• **Set problem**: Leave out the pictures and copy everything else below exactly.

• **Data shown**:
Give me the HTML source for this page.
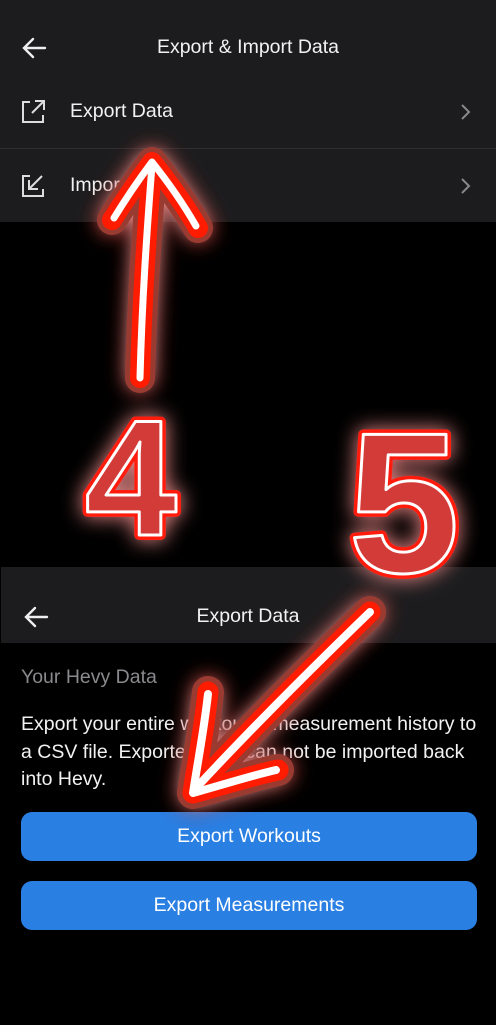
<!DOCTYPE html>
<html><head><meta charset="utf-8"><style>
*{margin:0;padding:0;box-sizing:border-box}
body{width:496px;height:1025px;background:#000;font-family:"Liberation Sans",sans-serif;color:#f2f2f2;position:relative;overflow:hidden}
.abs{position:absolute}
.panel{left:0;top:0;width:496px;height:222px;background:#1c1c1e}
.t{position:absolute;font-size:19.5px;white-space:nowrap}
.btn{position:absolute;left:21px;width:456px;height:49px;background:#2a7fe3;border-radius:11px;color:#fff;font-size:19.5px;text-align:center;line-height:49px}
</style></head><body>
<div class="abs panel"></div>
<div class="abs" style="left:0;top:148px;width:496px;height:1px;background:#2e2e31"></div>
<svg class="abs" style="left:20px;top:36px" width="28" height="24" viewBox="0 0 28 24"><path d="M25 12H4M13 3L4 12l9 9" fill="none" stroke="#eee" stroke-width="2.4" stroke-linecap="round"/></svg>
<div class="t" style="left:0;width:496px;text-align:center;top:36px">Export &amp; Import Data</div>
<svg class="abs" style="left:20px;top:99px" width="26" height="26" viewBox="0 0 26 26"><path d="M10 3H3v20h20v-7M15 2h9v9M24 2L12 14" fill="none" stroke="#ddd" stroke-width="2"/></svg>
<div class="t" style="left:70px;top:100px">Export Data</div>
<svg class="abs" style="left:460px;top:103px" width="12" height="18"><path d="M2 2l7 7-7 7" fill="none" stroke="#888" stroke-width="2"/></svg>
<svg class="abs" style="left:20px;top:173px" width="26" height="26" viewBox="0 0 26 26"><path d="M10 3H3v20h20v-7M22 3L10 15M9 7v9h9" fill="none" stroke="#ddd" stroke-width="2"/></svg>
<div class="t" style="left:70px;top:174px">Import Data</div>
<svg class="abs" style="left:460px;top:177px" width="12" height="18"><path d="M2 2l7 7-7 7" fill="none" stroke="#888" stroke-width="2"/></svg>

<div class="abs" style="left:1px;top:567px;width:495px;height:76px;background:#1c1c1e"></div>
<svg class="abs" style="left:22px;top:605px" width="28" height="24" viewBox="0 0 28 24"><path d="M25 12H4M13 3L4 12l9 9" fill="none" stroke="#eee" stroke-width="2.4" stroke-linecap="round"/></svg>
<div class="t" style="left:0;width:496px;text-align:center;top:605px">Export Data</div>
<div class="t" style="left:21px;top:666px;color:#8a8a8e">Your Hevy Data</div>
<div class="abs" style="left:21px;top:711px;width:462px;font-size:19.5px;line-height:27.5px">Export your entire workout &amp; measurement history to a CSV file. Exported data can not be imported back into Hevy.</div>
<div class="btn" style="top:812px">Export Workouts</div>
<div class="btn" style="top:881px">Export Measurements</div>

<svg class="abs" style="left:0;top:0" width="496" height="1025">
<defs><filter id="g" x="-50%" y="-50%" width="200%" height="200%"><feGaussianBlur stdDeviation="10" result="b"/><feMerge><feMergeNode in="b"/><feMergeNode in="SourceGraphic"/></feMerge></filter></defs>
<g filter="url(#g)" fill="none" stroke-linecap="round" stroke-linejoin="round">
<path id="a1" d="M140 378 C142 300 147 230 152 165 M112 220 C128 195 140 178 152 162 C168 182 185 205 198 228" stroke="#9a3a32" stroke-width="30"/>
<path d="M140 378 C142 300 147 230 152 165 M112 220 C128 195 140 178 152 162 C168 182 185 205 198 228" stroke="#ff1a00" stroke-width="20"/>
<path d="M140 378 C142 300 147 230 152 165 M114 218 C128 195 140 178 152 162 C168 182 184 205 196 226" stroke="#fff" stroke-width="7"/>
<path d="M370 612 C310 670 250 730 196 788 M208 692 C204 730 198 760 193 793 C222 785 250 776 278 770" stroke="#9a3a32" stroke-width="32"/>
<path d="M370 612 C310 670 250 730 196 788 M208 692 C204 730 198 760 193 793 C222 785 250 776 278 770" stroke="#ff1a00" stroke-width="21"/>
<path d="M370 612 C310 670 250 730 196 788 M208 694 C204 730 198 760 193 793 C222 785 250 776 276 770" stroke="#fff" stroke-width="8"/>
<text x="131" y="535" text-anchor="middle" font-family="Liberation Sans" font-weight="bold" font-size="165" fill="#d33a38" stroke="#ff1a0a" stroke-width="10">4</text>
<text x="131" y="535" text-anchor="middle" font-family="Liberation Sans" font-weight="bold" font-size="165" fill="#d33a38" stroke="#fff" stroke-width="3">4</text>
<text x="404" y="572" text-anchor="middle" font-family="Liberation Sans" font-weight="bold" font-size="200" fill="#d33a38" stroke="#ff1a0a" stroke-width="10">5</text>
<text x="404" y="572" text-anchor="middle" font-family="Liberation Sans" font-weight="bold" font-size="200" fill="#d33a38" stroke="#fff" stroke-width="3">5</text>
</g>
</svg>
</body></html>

• **Expected answer**:
Give me the HTML source for this page.
<!DOCTYPE html>
<html><head><meta charset="utf-8"><style>
*{margin:0;padding:0;box-sizing:border-box}
body{width:496px;height:1025px;background:#000;font-family:"Liberation Sans",sans-serif;color:#f2f2f2;position:relative;overflow:hidden}
.abs{position:absolute}
.panel{left:0;top:0;width:496px;height:222px;background:#1c1c1e}
.t{position:absolute;font-size:19.5px;white-space:nowrap}
.btn{position:absolute;left:21px;width:456px;height:49px;background:#2a7fe3;border-radius:11px;color:#fff;font-size:19.5px;text-align:center;line-height:49px}
</style></head><body>
<div class="abs panel"></div>
<div class="abs" style="left:0;top:148px;width:496px;height:1px;background:#2e2e31"></div>
<svg class="abs" style="left:20px;top:36px" width="28" height="24" viewBox="0 0 28 24"><path d="M25 12H4M13 3L4 12l9 9" fill="none" stroke="#eee" stroke-width="2.4" stroke-linecap="round"/></svg>
<div class="t" style="left:0;width:496px;text-align:center;top:36px">Export &amp; Import Data</div>
<svg class="abs" style="left:20px;top:99px" width="26" height="26" viewBox="0 0 26 26"><path d="M10 3H3v20h20v-7M15 2h9v9M24 2L12 14" fill="none" stroke="#ddd" stroke-width="2"/></svg>
<div class="t" style="left:70px;top:100px">Export Data</div>
<svg class="abs" style="left:460px;top:103px" width="12" height="18"><path d="M2 2l7 7-7 7" fill="none" stroke="#888" stroke-width="2"/></svg>
<svg class="abs" style="left:20px;top:173px" width="26" height="26" viewBox="0 0 26 26"><path d="M10 3H3v20h20v-7M22 3L10 15M9 7v9h9" fill="none" stroke="#ddd" stroke-width="2"/></svg>
<div class="t" style="left:70px;top:174px">Import Data</div>
<svg class="abs" style="left:460px;top:177px" width="12" height="18"><path d="M2 2l7 7-7 7" fill="none" stroke="#888" stroke-width="2"/></svg>

<div class="abs" style="left:1px;top:567px;width:495px;height:76px;background:#1c1c1e"></div>
<svg class="abs" style="left:22px;top:605px" width="28" height="24" viewBox="0 0 28 24"><path d="M25 12H4M13 3L4 12l9 9" fill="none" stroke="#eee" stroke-width="2.4" stroke-linecap="round"/></svg>
<div class="t" style="left:0;width:496px;text-align:center;top:605px">Export Data</div>
<div class="t" style="left:21px;top:666px;color:#8a8a8e">Your Hevy Data</div>
<div class="abs" style="left:21px;top:711px;width:462px;font-size:19.5px;line-height:27.5px">Export your entire workout &amp; measurement history to a CSV file. Exported data can not be imported back into Hevy.</div>
<div class="btn" style="top:812px">Export Workouts</div>
<div class="btn" style="top:881px">Export Measurements</div>

<svg class="abs" style="left:0;top:0" width="496" height="1025">
<defs><filter id="g" x="-50%" y="-50%" width="200%" height="200%"><feGaussianBlur stdDeviation="10" result="b"/><feMerge><feMergeNode in="b"/><feMergeNode in="SourceGraphic"/></feMerge></filter></defs>
<g filter="url(#g)" fill="none" stroke-linecap="round" stroke-linejoin="round">
<path id="a1" d="M140 378 C142 300 147 230 152 165 M112 220 C128 195 140 178 152 162 C168 182 185 205 198 228" stroke="#9a3a32" stroke-width="30"/>
<path d="M140 378 C142 300 147 230 152 165 M112 220 C128 195 140 178 152 162 C168 182 185 205 198 228" stroke="#ff1a00" stroke-width="20"/>
<path d="M140 378 C142 300 147 230 152 165 M114 218 C128 195 140 178 152 162 C168 182 184 205 196 226" stroke="#fff" stroke-width="7"/>
<path d="M370 612 C310 670 250 730 196 788 M208 692 C204 730 198 760 193 793 C222 785 250 776 278 770" stroke="#9a3a32" stroke-width="32"/>
<path d="M370 612 C310 670 250 730 196 788 M208 692 C204 730 198 760 193 793 C222 785 250 776 278 770" stroke="#ff1a00" stroke-width="21"/>
<path d="M370 612 C310 670 250 730 196 788 M208 694 C204 730 198 760 193 793 C222 785 250 776 276 770" stroke="#fff" stroke-width="8"/>
<text x="131" y="535" text-anchor="middle" font-family="Liberation Sans" font-weight="bold" font-size="165" fill="#d33a38" stroke="#ff1a0a" stroke-width="10">4</text>
<text x="131" y="535" text-anchor="middle" font-family="Liberation Sans" font-weight="bold" font-size="165" fill="#d33a38" stroke="#fff" stroke-width="3">4</text>
<text x="404" y="572" text-anchor="middle" font-family="Liberation Sans" font-weight="bold" font-size="200" fill="#d33a38" stroke="#ff1a0a" stroke-width="10">5</text>
<text x="404" y="572" text-anchor="middle" font-family="Liberation Sans" font-weight="bold" font-size="200" fill="#d33a38" stroke="#fff" stroke-width="3">5</text>
</g>
</svg>
</body></html>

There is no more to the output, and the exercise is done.